For people willing to tough it out through the winter weather for 10+ hours per week, I'll use a traditional periodization plan. Personally, I’m going with a HIT plan. Coming from someone who has spent a total of one hour on the trainer over the last three years, this commitment to indoor riding is quite a concession. I plan on doing a lot of hiking and snowshoeing over the winter, and spending less time on the road bike. I’m not sure how I’ll account for muddy MTB rides in my plan, but I’ll work around it.

In case HIT is copyrighted, I could call it HAT (Hard Ass Training), FIT (Fervently Intense Training),FAT (Fairly Aggressive Training), WIT (Winter Intense Training), or WAT (Winning Attack Training). On second thought, I’ll use HIT and run the risk of copyright infringement.

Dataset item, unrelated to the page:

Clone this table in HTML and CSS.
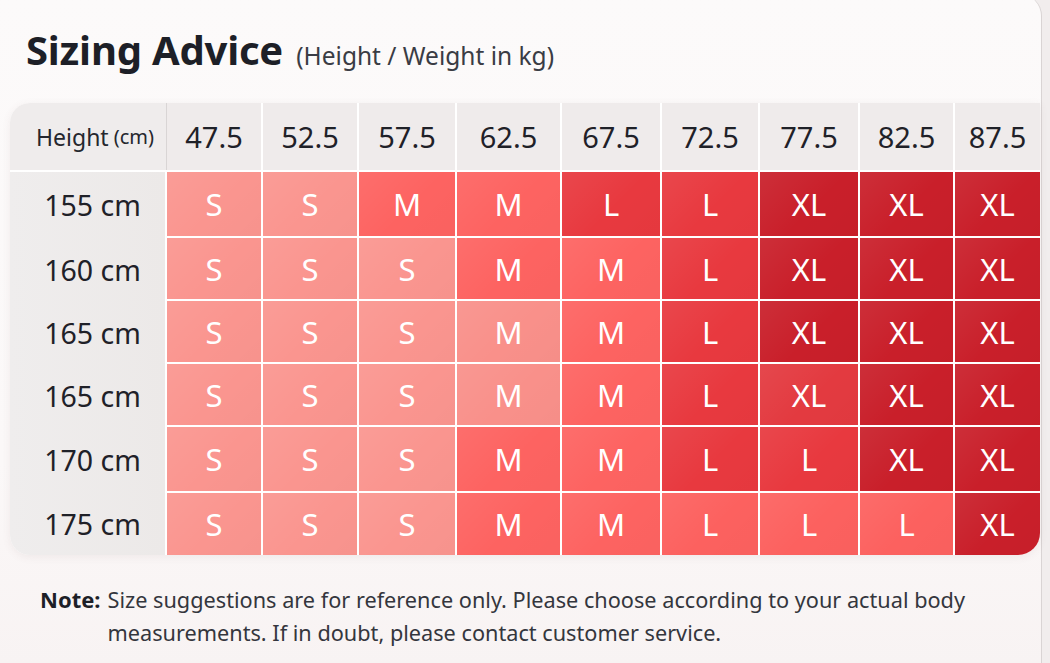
FILE: index.html
```html
<!DOCTYPE html>
<html lang="en">
<head>
<meta charset="utf-8">
<title>Sizing Advice</title>
<link rel="stylesheet" href="styles.css">
</head>
<body>
<div class="card">
  <h1 class="title">Sizing Advice <span class="subtitle">(Height / Weight in kg)</span></h1>
  <div class="chart">
    <div class="corner">Height <span class="unit">(cm)</span></div>
    <div class="head">47.5</div><div class="head">52.5</div><div class="head">57.5</div><div class="head">62.5</div><div class="head">67.5</div><div class="head">72.5</div><div class="head">77.5</div><div class="head">82.5</div><div class="head last">87.5</div>

    <div class="label">155 cm</div>
    <div class="c s">S</div><div class="c s">S</div><div class="c m">M</div><div class="c m">M</div><div class="c l">L</div><div class="c l">L</div><div class="c xl">XL</div><div class="c xl">XL</div><div class="c xl">XL</div>

    <div class="label">160 cm</div>
    <div class="c s">S</div><div class="c s">S</div><div class="c s">S</div><div class="c m">M</div><div class="c m">M</div><div class="c l">L</div><div class="c xl">XL</div><div class="c xl">XL</div><div class="c xl">XL</div>

    <div class="label">165 cm</div>
    <div class="c s">S</div><div class="c s">S</div><div class="c s">S</div><div class="c m-soft">M</div><div class="c m">M</div><div class="c l">L</div><div class="c xl">XL</div><div class="c xl">XL</div><div class="c xl">XL</div>

    <div class="label">165 cm</div>
    <div class="c s">S</div><div class="c s">S</div><div class="c s">S</div><div class="c m-soft">M</div><div class="c m">M</div><div class="c l">L</div><div class="c xl-soft">XL</div><div class="c xl">XL</div><div class="c xl">XL</div>

    <div class="label">170 cm</div>
    <div class="c s">S</div><div class="c s">S</div><div class="c s">S</div><div class="c m">M</div><div class="c m">M</div><div class="c l">L</div><div class="c l">L</div><div class="c xl">XL</div><div class="c xl">XL</div>

    <div class="label bottom-left">175 cm</div>
    <div class="c s">S</div><div class="c s">S</div><div class="c s">S</div><div class="c m">M</div><div class="c m">M</div><div class="c l-soft">L</div><div class="c l-soft">L</div><div class="c l-soft">L</div><div class="c xl">XL</div>
  </div>
  <div class="note">
    <span class="note-label">Note:</span>
    <span class="note-text">Size suggestions are for reference only. Please choose according to your actual body measurements. If in doubt, please contact customer service.</span>
  </div>
</div>
</body>
</html>
```

FILE: styles.css
```css
html, body {
  margin: 0;
  padding: 0;
}

body {
  background: #f1eded;
  font-family: "Noto Sans", "Open Sans", "DejaVu Sans", sans-serif;
  color: #1f2128;
  width: 1050px;
  height: 663px;
  overflow: hidden;
}

.card {
  margin: -6px 0 0 -30px;
  width: 1072px;
  height: 669px;
  box-sizing: border-box;
  padding: 28px 0 0 40px;
  background: linear-gradient(180deg, #fcfafa 0%, #fbf8f8 70%, #f8f3f3 100%);
  border-right: 1px solid #d9d4d4;
  border-radius: 0 22px 0 0;
}

.title {
  margin: 0 0 0 16px;
  height: 81px;
  font-size: 40px;
  font-weight: 700;
  line-height: 56px;
  color: #1d1f27;
  letter-spacing: -0.2px;
}

.subtitle {
  font-size: 24.5px;
  font-weight: 400;
  color: #3a3c44;
  letter-spacing: 0;
  margin-left: 3px;
}

.chart {
  display: grid;
  width: 1030px;
  grid-template-columns: 155px 94px 94px 96px 103px 98px 96px 98px 93px 85px;
  grid-template-rows: 67px 64px 61px 61px 61px 64px 62px;
  gap: 2px;
  background: #ffffff;
  border-radius: 20px 0 22px 20px;
  overflow: hidden;
  box-shadow: 0 2px 8px rgba(120, 80, 80, 0.08);
}

.chart > div {
  display: flex;
  align-items: center;
  justify-content: center;
}

.corner {
  background: #efecec;
  font-size: 23px;
  color: #25272e;
  padding-left: 14px;
  border-right: 1px solid #d9d5d5;
  margin-right: -2px;
}

.unit {
  font-size: 20px;
  margin-left: 5px;
}

.head {
  background: #efebeb;
  font-size: 29px;
  color: #1f2128;
}

.label {
  background: linear-gradient(90deg, #efeded 0%, #ece9e8 100%);
  font-size: 28.5px;
  color: #1f2128;
  padding-left: 10px;
  margin-bottom: -2px;
}

.label.bottom-left {
  margin-bottom: 0;
}

.c {
  color: #ffffff;
  font-size: 31px;
  background-image: linear-gradient(135deg, rgba(255, 255, 255, 0.07) 0%, rgba(255, 255, 255, 0) 55%, rgba(0, 0, 0, 0.015) 100%);
}

.s {
  background-color: #fa958f;
}

.m {
  background-color: #fd6361;
}

.m-soft {
  background-color: #f9908a;
}

.l {
  background-color: #e8393f;
}

.l-soft {
  background-color: #fc615f;
}

.xl {
  background-color: #c91f2a;
}

.xl-soft {
  background-color: #e33a40;
}

.note {
  display: flex;
  gap: 7px;
  margin: 28px 0 0 30px;
  width: 980px;
  font-size: 21.7px;
  line-height: 33px;
  color: #34363d;
}

.note-label {
  font-weight: 700;
  font-size: 22px;
  color: #1d1f27;
  flex: none;
}

.note-text {
  flex: 1;
}
```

There have been a lot of studies over the last several years that demonstrate how effective a HIT strategy can be. Will it work as well as a classic plan built around volume of 12+ hours a week? Well, no, I don’t expect it to, but I suppose if you had no idea as to what to do with those 12 hours HIT very well could be more effective. Depending on the athlete, the goal for a HIT plan could be to prepare for a spring cycling tour or big event, Cycle U Chelan Camp, or to ride strong on group rides. For information about the science of HIT, search the internet for “cycling high intensity training.”

I think the key when time or weather limits training time is to maximize the quality and value of the riding that can be accomplished. With plenty of time for recovery, I intend to make every minute on the bike count this winter. Come spring, I’ll be doing those longer rides that I used to grit my teeth through over the winter.

Hey, if we get a week of dry 65 degree weather in the middle of winter, I’ll throw HIT out the window…for a week. I’ll get back to HIT when the next tsunami of rain hits, and I bet I won’t have to wait long.